Charging up convenience: Tritium co-founder James Kennedy says the new system makes charging an EV as easy as charging a phone.

Australia’s Tritium the first to bring universal payment solution to charging an EV

21 May 2020

IN A world first, one of the biggest bugbears of charging electric vehicles at public charging stations – how to make a secure payment to multiple providers – has been solved and the Australian remedy is ready to go international.

 

Brisbane-based EV charging technology company Tritium this week launched its “Plug and Charge” product after trialling it in Europe. 

 

It is available immediately for charge point operators to deploy on Tritium’s PK350kW DC high-power chargers.

 

Tritium co-founder and chief technology officer James Kennedy said: “This firmly and irreversibly tips the convenience scales to the recharging experience over the refuelling experience.”

 

“It’s going to be as simple as how we charge our phones, but with the added benefit of charging our bank accounts at the same time.

                                                            

“There is no more a need for a membership card or even to swipe a bank card at a terminal - this is the first and most secure iteration available to the market and, once deployed to critical mass, will render any former payment process as archaic.”

 

He said the technology is “ground breaking” and can securely, automatically and simultaneously charge the EV’s battery while authorising payment from the owner’s account without the use of a credit card.

 

Mr Kennedy told GoAuto that the product is ready to be rolled out and is awaiting EV vehicle manufacturers to fit the storage technology to allow communication between the vehicle and the charging station.

 

“It has taken Tritium a bit over a year to get to this stage, developing the entire communication system in house so we weren’t reliant on third-party suppliers and components that may not be able to talk to each other,” he said.

 

“Other companies are doing the same thing.
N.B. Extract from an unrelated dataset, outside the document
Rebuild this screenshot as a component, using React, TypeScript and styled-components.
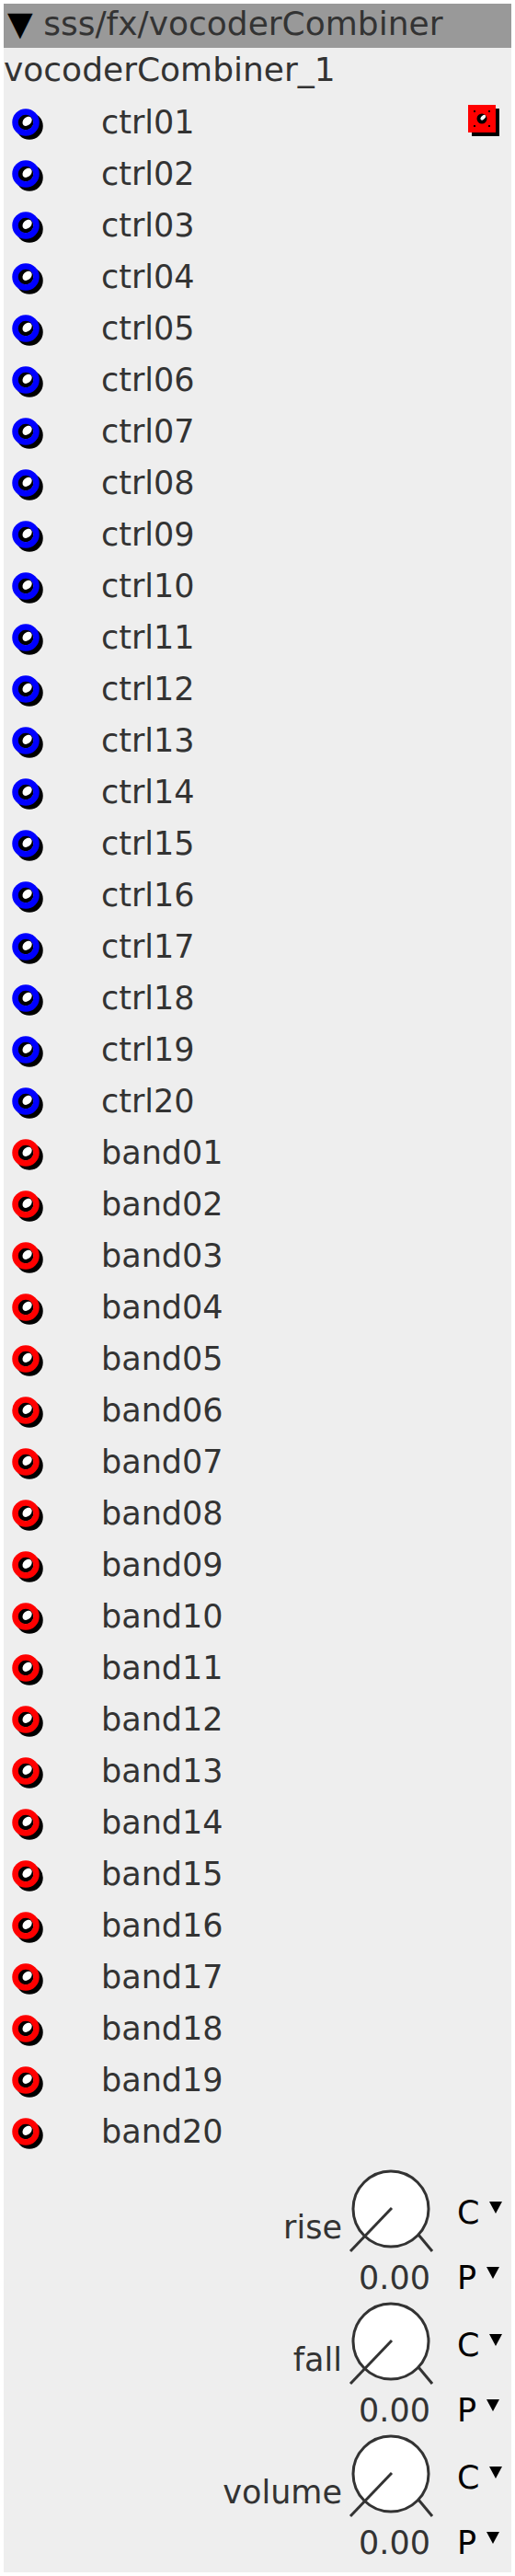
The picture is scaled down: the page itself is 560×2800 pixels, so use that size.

We came to the market first because we have world expert engineers on this topic working for Tritium, so we understood the protocols.”

 

He also said that every charge point operator is looking at Tritium’s system because it offers a seamless experience that from a payments perspective, is no different to using a particular bank card at a competitor’s ATM.

 

“Both the car and the charger require a secure means for communicating with each other,” he said.

 

“The charger itself doesn’t have to know about billing details and the EV owner doesn’t have to hold a credit card. You just plug in and it starts charging.

 

“Each car needs the technology in the vehicle. That’s up to the OEM. The European OEMs, in particular, are pushing very strongly for this so they are likely to be the first to adopt it.”

 

Mr Kennedy said he wasn’t aware of when vehicles would be available with the technology but considered new models could be available this year.

 

“Other than vehicles on trial, there are no vehicles yet in production with this technology. However, some are close,” he said.

 

“I think this certainly helps push EV use in Australia. Anything that makes the experience more straightforward and more convenient for the owner, is where it has to be. 

 

“It’s not about convenience for the network operator, that’s how many may have operated in the past, but it is about convenience for the owner.”

 

Tritium is one of the three biggest manufacturers of EV charging stations in the world with some 4500 units in operation in Europe, the US and Australia.

 

Tritium DC fast-chargers are used by the US-based ChargePoint network with about 600 Veefil-PK ultra-fast chargers in Europe as part of the IONITY network.